* Supplied material *

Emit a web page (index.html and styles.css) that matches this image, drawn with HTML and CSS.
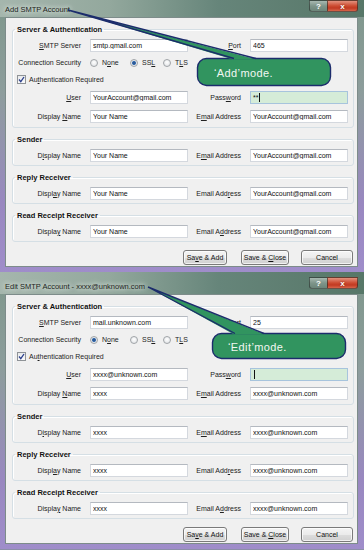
FILE: index.html
```html
<!DOCTYPE html>
<html lang="en">
<head>
  <meta charset="UTF-8">
  <title>SMTP Account</title>
  <link rel="stylesheet" href="styles.css">
</head>
<body>
  <!-- Add mode -->
  <section class="window first">
    <div class="titlebar">
      <span class="title">Add SMTP Account</span>
      <div class="caption">
        <span class="cap-help">?</span>
        <span class="cap-close">x</span>
      </div>
    </div>
    <div class="client">
      <fieldset class="group main">
        <legend>Server &amp; Authentication</legend>
        <div class="row">
          <label class="lbl"><u>S</u>MTP Server</label>
          <input class="txt" value="smtp.gmail.com">
          <label class="lbl lbl-r"><u>P</u>ort</label>
          <input class="txt" value="465">
        </div>
        <div class="row">
          <span class="lbl">Connection Security</span>
          <label class="opt opt-none"><span class="radio"></span><span>N<u>o</u>ne</span></label>
          <label class="opt opt-ssl"><span class="radio on"></span><span>SS<u>L</u></span></label>
          <label class="opt"><span class="radio"></span><span>T<u>L</u>S</span></label>
        </div>
        <div class="row">
          <label class="check-opt"><span class="check"><svg viewBox="0 0 9 9" width="9" height="9"><path d="M2 4.5 L3.8 6.6 L7 2" fill="none" stroke="#2b3f8c" stroke-width="1.3"/></svg></span><span>Au<u>t</u>hentication Required</span></label>
        </div>
        <div class="row tall">
          <label class="lbl"><u>U</u>ser</label>
          <input class="txt" value="YourAccount@gmail.com">
          <label class="lbl lbl-r">Pass<u>w</u>ord</label>
          <span class="txt pw">**<span class="caret"></span></span>
        </div>
        <div class="row tall">
          <label class="lbl">Display <u>N</u>ame</label>
          <input class="txt" value="Your Name">
          <label class="lbl lbl-r">E<u>m</u>ail Address</label>
          <input class="txt" value="YourAccount@gmail.com">
        </div>
      </fieldset>

      <fieldset class="group">
        <legend>Sender</legend>
        <div class="row">
          <label class="lbl">D<u>i</u>splay Name</label>
          <input class="txt" value="Your Name">
          <label class="lbl lbl-r">E<u>m</u>ail Address</label>
          <input class="txt" value="YourAccount@gmail.com">
        </div>
      </fieldset>

      <fieldset class="group">
        <legend>Reply Receiver</legend>
        <div class="row">
          <label class="lbl">Displ<u>a</u>y Name</label>
          <input class="txt" value="Your Name">
          <label class="lbl lbl-r">Email Add<u>r</u>ess</label>
          <input class="txt" value="YourAccount@gmail.com">
        </div>
      </fieldset>

      <fieldset class="group">
        <legend>Read Receipt Receiver</legend>
        <div class="row">
          <label class="lbl">Displa<u>y</u> Name</label>
          <input class="txt" value="Your Name">
          <label class="lbl lbl-r">Email A<u>d</u>dress</label>
          <input class="txt" value="YourAccount@gmail.com">
        </div>
      </fieldset>

      <div class="actions">
        <button class="btn btn-add">Sa<u>v</u>e &amp; Add</button>
        <button class="btn btn-close">Save &amp; <u>C</u>lose</button>
        <button class="btn btn-cancel">Cancel</button>
      </div>
    </div>

    <svg class="callout" width="364" height="277" viewBox="0 0 364 277">
      <rect x="197.5" y="63.5" width="133" height="27" rx="9" fill="#31945f" stroke="#1c2c6c" stroke-width="1.4"/>
      <path d="M68 15 L257 64.5 L233 64.5 Z" fill="#31945f"/>
      <path d="M68 15 L256 63.5 M68 15 L234 63.5" stroke="#1c2c6c" stroke-width="1.4" fill="none"/>
      <text x="214" y="81.5" class="callout-text">‘Add’mode.</text>
    </svg>
  </section>

  <!-- Edit mode -->
  <section class="window second">
    <div class="titlebar">
      <span class="title">Edit SMTP Account - xxxx@unknown.com</span>
      <div class="caption">
        <span class="cap-help">?</span>
        <span class="cap-close">x</span>
      </div>
    </div>
    <div class="client">
      <fieldset class="group main">
        <legend>Server &amp; Authentication</legend>
        <div class="row">
          <label class="lbl"><u>S</u>MTP Server</label>
          <input class="txt" value="mail.unknown.com">
          <label class="lbl lbl-r"><u>P</u>ort</label>
          <input class="txt" value="25">
        </div>
        <div class="row">
          <span class="lbl">Connection Security</span>
          <label class="opt opt-none"><span class="radio on"></span><span>N<u>o</u>ne</span></label>
          <label class="opt opt-ssl"><span class="radio"></span><span>SS<u>L</u></span></label>
          <label class="opt"><span class="radio"></span><span>T<u>L</u>S</span></label>
        </div>
        <div class="row">
          <label class="check-opt"><span class="check"><svg viewBox="0 0 9 9" width="9" height="9"><path d="M2 4.5 L3.8 6.6 L7 2" fill="none" stroke="#2b3f8c" stroke-width="1.3"/></svg></span><span>Au<u>t</u>hentication Required</span></label>
        </div>
        <div class="row tall">
          <label class="lbl"><u>U</u>ser</label>
          <input class="txt" value="xxxx@unknown.com">
          <label class="lbl lbl-r">Pass<u>w</u>ord</label>
          <span class="txt pw"><span class="caret"></span></span>
        </div>
        <div class="row tall">
          <label class="lbl">Display <u>N</u>ame</label>
          <input class="txt" value="xxxx">
          <label class="lbl lbl-r">E<u>m</u>ail Address</label>
          <input class="txt" value="xxxx@unknown.com">
        </div>
      </fieldset>

      <fieldset class="group">
        <legend>Sender</legend>
        <div class="row">
          <label class="lbl">D<u>i</u>splay Name</label>
          <input class="txt" value="xxxx">
          <label class="lbl lbl-r">E<u>m</u>ail Address</label>
          <input class="txt" value="xxxx@unknown.com">
        </div>
      </fieldset>

      <fieldset class="group">
        <legend>Reply Receiver</legend>
        <div class="row">
          <label class="lbl">Displ<u>a</u>y Name</label>
          <input class="txt" value="xxxx">
          <label class="lbl lbl-r">Email Add<u>r</u>ess</label>
          <input class="txt" value="xxxx@unknown.com">
        </div>
      </fieldset>

      <fieldset class="group">
        <legend>Read Receipt Receiver</legend>
        <div class="row">
          <label class="lbl">Displa<u>y</u> Name</label>
          <input class="txt" value="xxxx">
          <label class="lbl lbl-r">Email A<u>d</u>dress</label>
          <input class="txt" value="xxxx@unknown.com">
        </div>
      </fieldset>

      <div class="actions">
        <button class="btn btn-add">Sa<u>v</u>e &amp; Add</button>
        <button class="btn btn-close">Save &amp; <u>C</u>lose</button>
        <button class="btn btn-cancel">Cancel</button>
      </div>
    </div>

    <svg class="callout" width="364" height="277" viewBox="0 0 364 277">
      <rect x="212.5" y="61.5" width="133" height="25" rx="9" fill="#31945f" stroke="#1c2c6c" stroke-width="1.4"/>
      <path d="M148 15 L265 62.5 L234 62.5 Z" fill="#31945f"/>
      <path d="M148 15 L264 61.5 M148 15 L235 61.5" stroke="#1c2c6c" stroke-width="1.4" fill="none"/>
      <text x="228" y="78.5" class="callout-text">‘Edit’mode.</text>
    </svg>
  </section>
</body>
</html>
```

FILE: styles.css
```css
* {
  box-sizing: border-box;
}
body {
  margin: 0;
  width: 364px;
  height: 550px;
  overflow: hidden;
  font-family: "Liberation Sans", Arial, sans-serif;
  font-size: 7px;
  color: #1e1e1e;
  background: #8c8fa8;
}
u {
  text-decoration: underline;
  text-underline-offset: 1px;
}

/* window frame */
.window {
  position: relative;
  height: 277px;
  padding: 0 6px 5px 5px;
  display: flex;
  flex-direction: column;
  background: linear-gradient(to bottom, #7e978b 0%, #8d9d9c 35%, #9988c0 75%, #9f8dca 100%);
}
.window.first {
  margin-top: -5px;
}
.titlebar {
  height: 22px;
  display: flex;
  align-items: flex-start;
  background: linear-gradient(to right, #a5b6ad 0%, #93a89d 30%, #66857a 60%, #577768 100%);
  margin: 0 -6px 0 -5px;
  padding: 0 6px 0 5px;
}
.title {
  font-size: 7.5px;
  line-height: 9px;
  margin-top: 10px;
  color: #1c2420;
  text-shadow: 0 0 4px #e3ebe6, 0 0 6px #e3ebe6;
}
.caption {
  margin-left: auto;
  margin-top: 5px;
  display: flex;
}
.cap-help,
.cap-close {
  height: 12px;
  display: flex;
  align-items: center;
  justify-content: center;
  color: #fff;
  font-weight: bold;
  font-size: 8px;
  border: 1px solid rgba(30, 40, 35, 0.6);
}
.cap-help {
  width: 18px;
  border-right: none;
  border-radius: 0 0 0 3px;
  background: linear-gradient(to bottom, #a7b8b0, #7e958a 50%, #6c8579);
}
.cap-close {
  width: 31px;
  border-radius: 0 0 3px 0;
  background: linear-gradient(to bottom, #e3917d, #cc4a30 50%, #c13a22 70%, #d8644a);
  text-shadow: 0 0 2px #7a1a0a;
}

/* client area */
.client {
  flex: 1;
  background: #f0f0f0;
  border: 1px solid #7d8c8a;
  padding: 7px 3px 0 6px;
}

.group {
  margin: 7px 0 0;
  padding: 2px 5px 1px 0;
  border: 1px solid #d5dfe5;
  border-radius: 3px;
  box-shadow: inset 1px 1px 0 #fff;
  min-width: 0;
}
.group.main {
  margin-top: 0;
  padding-top: 3px;
}
.group legend {
  font-weight: bold;
  font-size: 7.5px;
  line-height: 9px;
  padding: 0 2px;
  margin-left: 2px;
  color: #111;
}

.row {
  display: flex;
  align-items: center;
  height: 18px;
}
.group.main .row {
  height: 17px;
}
.group.main .row.tall {
  height: 19px;
}
.lbl {
  width: 68px;
  flex: none;
  text-align: right;
  white-space: nowrap;
  color: #222;
}
.lbl-r {
  width: auto;
  flex: 1;
}
.txt {
  width: 98px;
  height: 13px;
  margin: 0 0 0 9px;
  padding: 0 2px;
  font-family: "Liberation Sans", Arial, sans-serif;
  font-size: 7px;
  color: #111;
  background: #fff;
  border: 1px solid #d4d8de;
  border-top-color: #b4b9c0;
  outline: none;
  display: flex;
  align-items: center;
}
.pw {
  background: #d5ecd8;
  border-color: #a7c4dd;
}
.caret {
  display: inline-block;
  width: 1px;
  height: 9px;
  background: #111;
  margin-left: 1px;
}

.opt {
  display: flex;
  align-items: center;
  gap: 4px;
}
.opt-none {
  margin-left: 9px;
  width: 40px;
}
.opt-ssl {
  width: 33px;
}
.radio {
  width: 8px;
  height: 8px;
  border-radius: 50%;
  border: 1px solid #a0a4a8;
  background: radial-gradient(circle at 50% 40%, #fff 0, #e6e8ea 70%, #d3d6d9 100%);
}
.radio.on {
  background: radial-gradient(circle, #24467e 0, #3a6fb0 1.6px, #e8eaec 2.4px, #d5d8db 100%);
}

.check-opt {
  display: flex;
  align-items: center;
  gap: 3px;
  margin-left: 4px;
}
.check {
  width: 9px;
  height: 9px;
  border: 1px solid #8f9397;
  background: linear-gradient(to bottom, #e8eaec, #fafafa);
  display: flex;
  align-items: center;
  justify-content: center;
}
.check svg {
  flex: none;
}

/* buttons */
.actions {
  display: flex;
  justify-content: flex-end;
  margin: 8px 1px 0 0;
}
.btn {
  height: 15px;
  padding: 0;
  font-family: "Liberation Sans", Arial, sans-serif;
  font-size: 7px;
  color: #111;
  border: 1px solid #7a7a7a;
  border-radius: 3px;
  background: linear-gradient(to bottom, #f4f4f4 0%, #ebebeb 50%, #dddddd 51%, #d0d0d0 100%);
  box-shadow: inset 0 0 0 1px rgba(255, 255, 255, 0.7);
}
.btn-add {
  width: 44px;
}
.btn-close {
  width: 48px;
  margin-left: 14px;
}
.btn-cancel {
  width: 52px;
  margin-left: 12px;
}

/* annotation bubbles */
.callout {
  position: absolute;
  left: 0;
  top: 0;
  pointer-events: none;
}
.callout-text {
  font-family: "Liberation Sans", Arial, sans-serif;
  font-size: 11px;
  letter-spacing: 0.4px;
  fill: #f2f7f2;
}
```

* Task goal *
Show every line of the listing in which the string "index" can be found.

* Final result *
Emit a web page (index.html and styles.css) that matches this image, drawn with HTML and CSS.
FILE: index.html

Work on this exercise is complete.